_GIVEN EXERCISE_. Repeat the data word for word. Do not include the pictures.
——————
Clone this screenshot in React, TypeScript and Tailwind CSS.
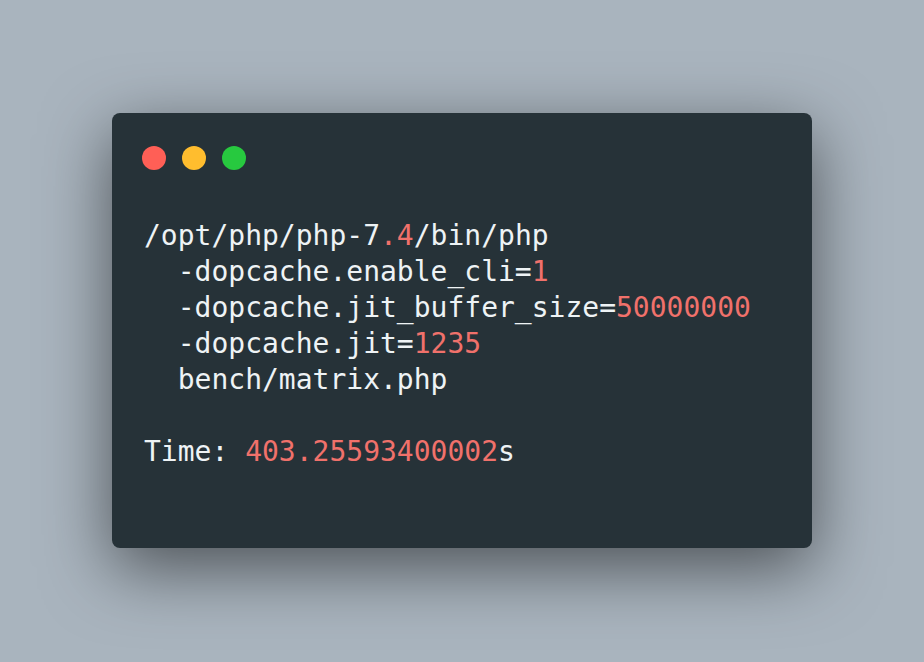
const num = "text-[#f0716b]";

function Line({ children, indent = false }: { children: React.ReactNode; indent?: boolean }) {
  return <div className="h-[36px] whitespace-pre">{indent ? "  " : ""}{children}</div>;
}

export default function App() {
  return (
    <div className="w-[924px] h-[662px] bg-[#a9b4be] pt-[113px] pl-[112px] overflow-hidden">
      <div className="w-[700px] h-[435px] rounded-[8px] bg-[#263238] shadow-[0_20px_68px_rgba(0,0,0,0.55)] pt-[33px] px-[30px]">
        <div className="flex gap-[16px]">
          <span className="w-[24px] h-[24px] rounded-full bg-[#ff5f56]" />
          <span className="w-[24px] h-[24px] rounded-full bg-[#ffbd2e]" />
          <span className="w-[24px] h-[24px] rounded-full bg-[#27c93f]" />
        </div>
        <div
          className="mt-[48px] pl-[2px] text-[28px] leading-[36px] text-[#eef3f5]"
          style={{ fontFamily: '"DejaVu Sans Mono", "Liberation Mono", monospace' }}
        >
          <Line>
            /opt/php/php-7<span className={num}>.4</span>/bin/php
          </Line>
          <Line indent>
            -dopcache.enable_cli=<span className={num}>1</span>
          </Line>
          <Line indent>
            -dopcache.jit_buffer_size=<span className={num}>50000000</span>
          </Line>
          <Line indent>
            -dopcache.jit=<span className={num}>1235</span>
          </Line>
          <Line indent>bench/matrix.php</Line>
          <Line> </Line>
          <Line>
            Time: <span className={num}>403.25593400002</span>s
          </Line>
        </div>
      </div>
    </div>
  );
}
——————
_SOLVED PROBLEM_.
Clone this screenshot in React, TypeScript and Tailwind CSS.
const num = "text-[#f0716b]";

function Line({ children, indent = false }: { children: React.ReactNode; indent?: boolean }) {
  return <div className="h-[36px] whitespace-pre">{indent ? "  " : ""}{children}</div>;
}

export default function App() {
  return (
    <div className="w-[924px] h-[662px] bg-[#a9b4be] pt-[113px] pl-[112px] overflow-hidden">
      <div className="w-[700px] h-[435px] rounded-[8px] bg-[#263238] shadow-[0_20px_68px_rgba(0,0,0,0.55)] pt-[33px] px-[30px]">
        <div className="flex gap-[16px]">
          <span className="w-[24px] h-[24px] rounded-full bg-[#ff5f56]" />
          <span className="w-[24px] h-[24px] rounded-full bg-[#ffbd2e]" />
          <span className="w-[24px] h-[24px] rounded-full bg-[#27c93f]" />
        </div>
        <div
          className="mt-[48px] pl-[2px] text-[28px] leading-[36px] text-[#eef3f5]"
          style={{ fontFamily: '"DejaVu Sans Mono", "Liberation Mono", monospace' }}
        >
          <Line>
            /opt/php/php-7<span className={num}>.4</span>/bin/php
          </Line>
          <Line indent>
            -dopcache.enable_cli=<span className={num}>1</span>
          </Line>
          <Line indent>
            -dopcache.jit_buffer_size=<span className={num}>50000000</span>
          </Line>
          <Line indent>
            -dopcache.jit=<span className={num}>1235</span>
          </Line>
          <Line indent>bench/matrix.php</Line>
          <Line> </Line>
          <Line>
            Time: <span className={num}>403.25593400002</span>s
          </Line>
        </div>
      </div>
    </div>
  );
}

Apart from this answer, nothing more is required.